M. BONENFANT: Je ne suis pas de votre avis. J'ai l'impression
j'ai l'air un peu stupide d'interpréter ce que vous êtes
qu'une fois que vous êtes élu, vous vous rappelez vos
électeurs et Dieu sait si c'est nécessaire. Mais j'ai
l'impression qu'une fois en Chambre, en face des problèmes, vous ne vous
demandez pas toujours: Qu'est-ce que la majorité de mes électeurs
pensent? Encore une fois, j'ai l'air stupide d'interpréter ce que vous
êtes. J'ai l'impression que vous êtes élu par les gens mais
qu'ensuite, une fois que vous êtes élu, vous gardez en face des
problèmes une certaine liberté d'appréciation. J'ajouterai
que je pense que vous êtes beaucoup plus déterminé
encore une fois cela a l'air drôle de vous dire ce que vous êtes
je ne dis pas par la solidarité ministérielle, mais vous
êtes par la solidarité du parti en face d'un problème. La
preuve, c'est que vous devez tout de même avoir parfois, au fond de vos
esprits, des idées différentes sur un projet de loi qui vient du
gouvernement ou que vous y soyez opposé. La preuve, c'est que c'est
très rare qu'un député vote en marge de son parti et cela
ne me scandalise pas. Je trouve cela tout à fait naturel. Par
conséquent c'est drôle je pense qu'il est bon que le
député soit enté sur une circonscription et je ne vois
aucun danger à ce que quelques députés soient entés
sur toute la province si vous me permettez l'expression et entés
pas de h, évidemment ! Trente sur 120 : c'est une soupape que je
trouve tout à fait nette et je commencerais avec cela. Je pense qu'en
politique, il ne faut pas prendre de gros risques institutionnels, mais je me
demande si ces trente-là ne seraient pas un bon début. Même
si ça va mal, les conséquences ne seraient peut-être pas
épouvantables. En France, ils ont changé de système
électoral je ne sais combien de fois. Ici, nous autres, on ne se permet
pas trop de luxe de changement. C'est formidable, le conservatisme des
Canadiens.
M. SAINT-GERMAIN: Oui, vous avez raison. Nous restons conservateurs
malgré tout.
M. BONENFANT: C'est du conservatisme au sens général, pas
au sens des partis.
M. SAINT-GERMAIN: Ce serait un moyen comme vous avez si bien dit
de donner une certaine stabilité aux vedettes du parti et de
permettre au parti de les amener en Chambre. Mais 30, c'est un nombre beaucoup
trop considérable pour atteindre ce but particulier.
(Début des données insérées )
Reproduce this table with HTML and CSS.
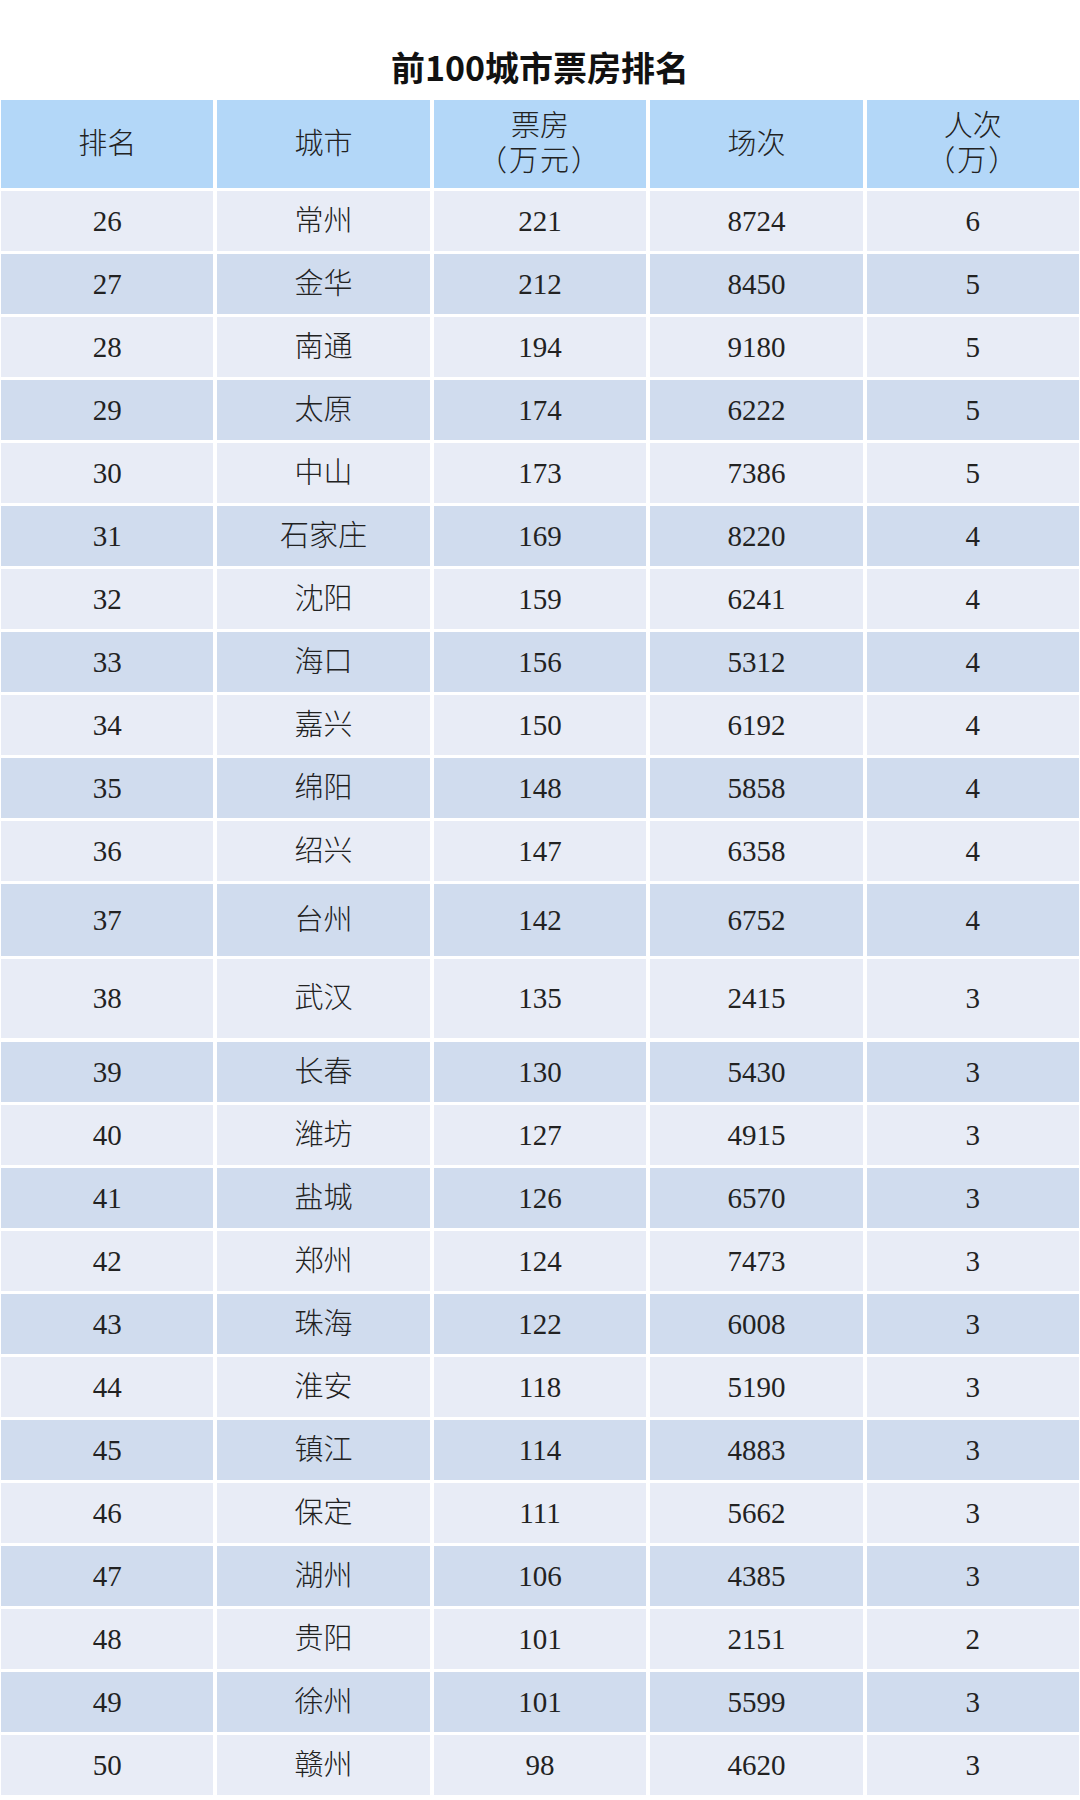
FILE: index.html
```html
<!DOCTYPE html>
<html lang="zh-CN">
<head>
<meta charset="utf-8">
<title>前100城市票房排名</title>
<link rel="stylesheet" href="styles.css">
</head>
<body>
<div class="page">
  <h1 class="title">前100城市票房排名</h1>
  <div class="table">
    <div class="row head">
      <div class="cell">排名</div>
      <div class="cell">城市</div>
      <div class="cell two">票房<br><span class="unit">（万元）</span></div>
      <div class="cell">场次</div>
      <div class="cell two">人次<br><span class="unit">（万）</span></div>
    </div>
    <div class="row light"><div class="cell">26</div><div class="cell">常州</div><div class="cell">221</div><div class="cell">8724</div><div class="cell">6</div></div>
    <div class="row dark"><div class="cell">27</div><div class="cell">金华</div><div class="cell">212</div><div class="cell">8450</div><div class="cell">5</div></div>
    <div class="row light"><div class="cell">28</div><div class="cell">南通</div><div class="cell">194</div><div class="cell">9180</div><div class="cell">5</div></div>
    <div class="row dark"><div class="cell">29</div><div class="cell">太原</div><div class="cell">174</div><div class="cell">6222</div><div class="cell">5</div></div>
    <div class="row light"><div class="cell">30</div><div class="cell">中山</div><div class="cell">173</div><div class="cell">7386</div><div class="cell">5</div></div>
    <div class="row dark"><div class="cell">31</div><div class="cell">石家庄</div><div class="cell">169</div><div class="cell">8220</div><div class="cell">4</div></div>
    <div class="row light"><div class="cell">32</div><div class="cell">沈阳</div><div class="cell">159</div><div class="cell">6241</div><div class="cell">4</div></div>
    <div class="row dark"><div class="cell">33</div><div class="cell">海口</div><div class="cell">156</div><div class="cell">5312</div><div class="cell">4</div></div>
    <div class="row light"><div class="cell">34</div><div class="cell">嘉兴</div><div class="cell">150</div><div class="cell">6192</div><div class="cell">4</div></div>
    <div class="row dark"><div class="cell">35</div><div class="cell">绵阳</div><div class="cell">148</div><div class="cell">5858</div><div class="cell">4</div></div>
    <div class="row light"><div class="cell">36</div><div class="cell">绍兴</div><div class="cell">147</div><div class="cell">6358</div><div class="cell">4</div></div>
    <div class="row dark tall1"><div class="cell">37</div><div class="cell">台州</div><div class="cell">142</div><div class="cell">6752</div><div class="cell">4</div></div>
    <div class="row light tall2"><div class="cell">38</div><div class="cell">武汉</div><div class="cell">135</div><div class="cell">2415</div><div class="cell">3</div></div>
    <div class="row dark"><div class="cell">39</div><div class="cell">长春</div><div class="cell">130</div><div class="cell">5430</div><div class="cell">3</div></div>
    <div class="row light"><div class="cell">40</div><div class="cell">潍坊</div><div class="cell">127</div><div class="cell">4915</div><div class="cell">3</div></div>
    <div class="row dark"><div class="cell">41</div><div class="cell">盐城</div><div class="cell">126</div><div class="cell">6570</div><div class="cell">3</div></div>
    <div class="row light"><div class="cell">42</div><div class="cell">郑州</div><div class="cell">124</div><div class="cell">7473</div><div class="cell">3</div></div>
    <div class="row dark"><div class="cell">43</div><div class="cell">珠海</div><div class="cell">122</div><div class="cell">6008</div><div class="cell">3</div></div>
    <div class="row light"><div class="cell">44</div><div class="cell">淮安</div><div class="cell">118</div><div class="cell">5190</div><div class="cell">3</div></div>
    <div class="row dark"><div class="cell">45</div><div class="cell">镇江</div><div class="cell">114</div><div class="cell">4883</div><div class="cell">3</div></div>
    <div class="row light"><div class="cell">46</div><div class="cell">保定</div><div class="cell">111</div><div class="cell">5662</div><div class="cell">3</div></div>
    <div class="row dark"><div class="cell">47</div><div class="cell">湖州</div><div class="cell">106</div><div class="cell">4385</div><div class="cell">3</div></div>
    <div class="row light"><div class="cell">48</div><div class="cell">贵阳</div><div class="cell">101</div><div class="cell">2151</div><div class="cell">2</div></div>
    <div class="row dark"><div class="cell">49</div><div class="cell">徐州</div><div class="cell">101</div><div class="cell">5599</div><div class="cell">3</div></div>
    <div class="row light"><div class="cell">50</div><div class="cell">赣州</div><div class="cell">98</div><div class="cell">4620</div><div class="cell">3</div></div>
  </div>
</div>
</body>
</html>
```

FILE: styles.css
```css
html, body {
  margin: 0;
  padding: 0;
  background: #ffffff;
}

.page {
  width: 1080px;
}

.title {
  margin: 0 0 12px 0;
  padding-top: 46px;
  height: 42px;
  line-height: 42px;
  text-align: center;
  font-family: "Noto Sans CJK SC", sans-serif;
  font-weight: 700;
  font-size: 34px;
  color: #111111;
}

.table {
  display: flex;
  flex-direction: column;
  gap: 3px;
  padding: 0 1px;
}

.row {
  display: grid;
  grid-template-columns: repeat(5, 1fr);
  column-gap: 4px;
  height: 60px;
}

.row.head {
  height: 88px;
}

.row.tall1 {
  height: 72px;
}

.row.tall2 {
  height: 79px;
  margin-bottom: 1px;
}

.cell {
  display: flex;
  align-items: center;
  justify-content: center;
  flex-direction: column;
  text-align: center;
  font-family: "Liberation Serif", "Noto Sans CJK SC", serif;
  font-weight: 300;
  font-size: 29px;
  line-height: 1.2;
  color: #222222;
}

.cell.two {
  display: block;
  padding-top: 9px;
  line-height: 35px;
}

.unit {
  letter-spacing: 2px;
  word-spacing: 0;
}

.head .cell {
  background: #b3d7f8;
}

.light .cell {
  background: #e8ecf6;
}

.dark .cell {
  background: #d0dcee;
}
```
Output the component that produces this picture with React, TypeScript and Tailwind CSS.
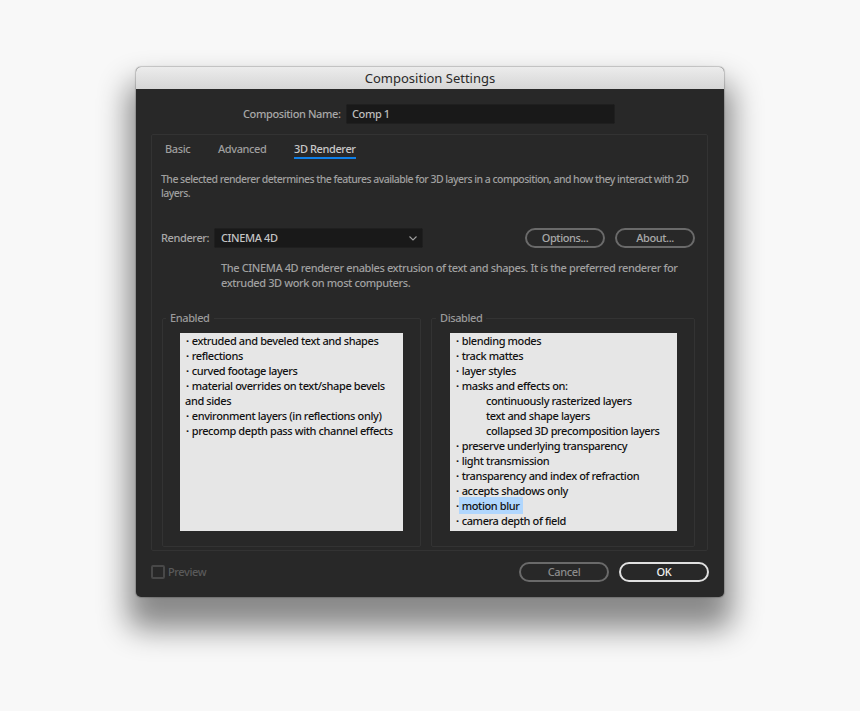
const enabled: { text: string; cont?: boolean }[] = [
  { text: "extruded and beveled text and shapes" },
  { text: "reflections" },
  { text: "curved footage layers" },
  { text: "material overrides on text/shape bevels" },
  { text: "and sides", cont: true },
  { text: "environment layers (in reflections only)" },
  { text: "precomp depth pass with channel effects" },
]

const disabled: { text: string; indent?: boolean; mark?: boolean }[] = [
  { text: "blending modes" },
  { text: "track mattes" },
  { text: "layer styles" },
  { text: "masks and effects on:" },
  { text: "continuously rasterized layers", indent: true },
  { text: "text and shape layers", indent: true },
  { text: "collapsed 3D precomposition layers", indent: true },
  { text: "preserve underlying transparency" },
  { text: "light transmission" },
  { text: "transparency and index of refraction" },
  { text: "accepts shadows only" },
  { text: "motion blur", mark: true },
  { text: "camera depth of field" },
]

function Dot() {
  return <span className="ml-[1px] mr-[3px] font-bold">·</span>
}

function Pill({ label, className }: { label: string; className: string }) {
  return (
    <button className={`flex h-[20px] items-center justify-center rounded-full border-2 ${className}`}>
      {label}
    </button>
  )
}

function Group({ title, className, labelClass, children }: { title: string; className: string; labelClass: string; children: React.ReactNode }) {
  return (
    <div className={`relative h-[229px] rounded-[2px] border border-[#333333] ${className}`}>
      <span className={`absolute -top-[8px] bg-[#282828] px-[4px] leading-[14px] text-[#9a9a9a] ${labelClass}`}>
        {title}
      </span>
      {children}
    </div>
  )
}

export default function App() {
  return (
    <div
      className="flex h-[711px] w-[860px] justify-center bg-[#f8f8f8] pt-[67px] text-[11px] font-medium tracking-[-0.39px]"
      style={{ fontFamily: '"Noto Sans", "Open Sans", sans-serif' }}
    >
      <div className="flex h-[530px] w-[588px] flex-col overflow-hidden rounded-[5px] bg-[#282828] shadow-[0_0_1px_1px_rgba(0,0,0,0.18),0_24px_30px_8px_rgba(0,0,0,0.45)]">
        <div className="flex h-[22px] shrink-0 items-center justify-center bg-gradient-to-b from-[#ececec] to-[#d6d6d6] text-[13px] font-normal leading-none tracking-normal text-[#2a2a2a]">
          Composition Settings
        </div>

        <div className="mt-[15px] flex h-[20px] shrink-0 items-center pl-[107px]">
          <span className="w-[103px] whitespace-nowrap text-[#a8a8a8]">Composition Name:</span>
          <div className="flex h-[20px] w-[269px] items-center rounded-[2px] border border-[#1f1f1f] bg-[#191919] pl-[5px] text-[#bdbdbd]">
            Comp 1
          </div>
        </div>

        <div className="ml-[15px] mt-[10px] h-[417px] w-[557px] shrink-0 rounded-[2px] border border-[#333333]">
          <div className="flex items-start pl-[13px] pt-[6px] leading-[16px]">
            <span className="w-[53px] text-[#9e9e9e]">Basic</span>
            <span className="w-[76px] text-[#9e9e9e]">Advanced</span>
            <span className="border-b-2 border-[#0f80e8] text-[#c8c8c8]">3D Renderer</span>
          </div>

          <p className="mt-[13px] w-[540px] pl-[9px] text-[10.5px] leading-[14px] tracking-[-0.53px] text-[#a0a0a0]">
            The selected renderer determines the features available for 3D layers in a composition, and how they interact with 2D layers.
          </p>

          <div className="mt-[28px] flex h-[20px] items-center pl-[9px]">
            <span className="w-[53px] text-[#a8a8a8]">Renderer:</span>
            <div className="flex h-[20px] w-[209px] items-center justify-between rounded-[2px] border border-[#1f1f1f] bg-[#191919] pl-[6px] pr-[4px] text-[#c4c4c4]">
              CINEMA 4D
              <svg width="10" height="10" viewBox="0 0 10 10" fill="none" stroke="#a0a0a0" strokeWidth="1.1">
                <path d="M1.5 3.5 5 7l3.5-3.5" />
              </svg>
            </div>
            <Pill label="Options..." className="ml-[102px] w-[80px] border-[#6a6a6a] text-[#a8a8a8]" />
            <Pill label="About..." className="ml-[10px] w-[80px] border-[#6a6a6a] text-[#a8a8a8]" />
          </div>

          <p className="mt-[12px] w-[480px] box-content pl-[69px] leading-[15px] text-[#a0a0a0]">
            The CINEMA 4D renderer enables extrusion of text and shapes. It is the preferred renderer for extruded 3D work on most computers.
          </p>

          <div className="mt-[28px] flex pl-[10px]">
            <Group title="Enabled" className="w-[259px]" labelClass="left-[3px]">
              <div className="ml-[17px] mt-[14px] h-[198px] w-[223px] bg-[#e6e6e6] px-[5px] leading-[15px] text-[#111111]">
                {enabled.map((t) => (
                  <div key={t.text}>{!t.cont && <Dot />}{t.text}</div>
                ))}
              </div>
            </Group>
            <Group title="Disabled" className="ml-[10px] w-[264px]" labelClass="left-[4px]">
              <div className="ml-[18px] mt-[14px] h-[198px] w-[227px] overflow-hidden bg-[#e6e6e6] px-[5px] leading-[15px] text-[#111111]">
                {disabled.map((d) =>
                  d.indent ? (
                    <div key={d.text} className="pl-[31px]">{d.text}</div>
                  ) : d.mark ? (
                    <div key={d.text}><Dot /><span className="-ml-[3px] bg-[#b0d6fd] py-[1px] pl-[3px] pr-[3px]">{d.text}</span></div>
                  ) : (
                    <div key={d.text}><Dot />{d.text}</div>
                  ),
                )}
              </div>
            </Group>
          </div>
        </div>

        <div className="mt-[11px] flex h-[20px] shrink-0 items-center pl-[15px] pr-[15px]">
          <span className="h-[14px] w-[14px] rounded-[2px] border-2 border-[#484848]" />
          <span className="ml-[3px] text-[#5a5a5a]">Preview</span>
          <Pill label="Cancel" className="ml-auto w-[90px] border-[#6a6a6a] text-[#8c8c8c]" />
          <Pill label="OK" className="ml-[10px] w-[90px] border-[#e0e0e0] text-[#f0f0f0]" />
        </div>
      </div>
    </div>
  )
}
Qu'on admette qu'un parti politique qui obtient un certain pourcentage
de voix puisse avoir au moins en Chambre son chef comme député,
je suis bien prêt à l'admettre aussi et je crois que c'est une
chose que la population
admettrait extrêmement facilement, parce qu'en fait ce sont nos
traditions. On le fait par à-côté.
M. BONENFANT: Ce n'est pas toujours facile.
M. SAINT-GERMAIN: Ce n'est pas toujours facile, mais traditionnellement
c'est ainsi que ça se fait. Qu'on accepte cette tradition et qu'on
l'inclue dans notre façon de voter, pour permettre aux leaders des
partis de siéger en Chambre, je n'ai pas d'objection de principe. Je
crois que ce serait même...
M. BONENFANT: Vous avez employé le pluriel. Jusqu'où vous
allez vous arrêter? H y a certains partis politiques qui vont dire: Nous
avons deux ou trois leaders. Si c'est simplement le leader.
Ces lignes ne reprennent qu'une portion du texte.